Linear maps between C*-algebras that are *-homomorphisms at a fixed point

Let $A$ and $B$ be C$^*$-algebras. A linear map $T:A\to B$ is said to be a $^*$-homomorphism at an element $z\in A$ if $a b^*=z$ in $A$ implies $T (a b^*) =T (a) T (b)^* =T(z)$, and $ c^* d=z$ in $A$ gives $T (c^* d) =T (c)^* T (d) =T(z).$ Assuming that $A$ is unital, we prove that every linear map $T: A\to B$ which is a $^*$-homomorphism at the unit of $A$ is a Jordan $^*$-homomorphism.

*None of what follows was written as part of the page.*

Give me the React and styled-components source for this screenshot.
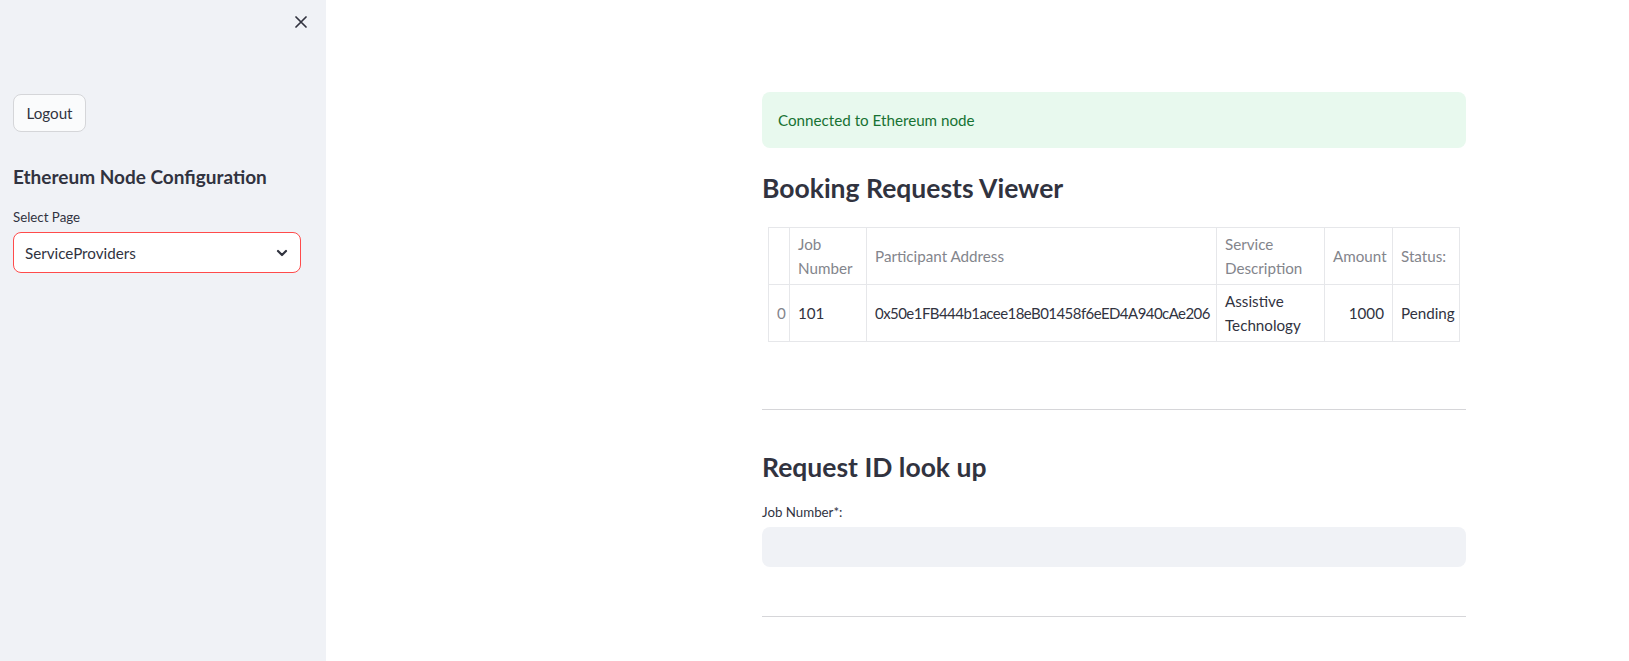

If $A$ is simple and infinite, then we establish that a linear map $T: A\to B$ is a $^*$-homomorphism if and only if $T$ is a $^*$-homomorphism at the unit of $A$. For a general unital C$^*$-algebra $A$ and a linear map $T:A\to B$, we prove that $T$ is a $^*$-homomorphism if, and only if, $T$ is a $^*$-homomorphism at $0$ and at $1$. Actually if $p$ is a non-zero projection in $A$, and $T$ is a $^*$-homomorphism at $p$ and at $1-p$, then we prove that $T$ is a Jordan $^*$-homomorphism. We also study bounded linear maps that are $^*$-homomorphisms at a unitary element in $A$.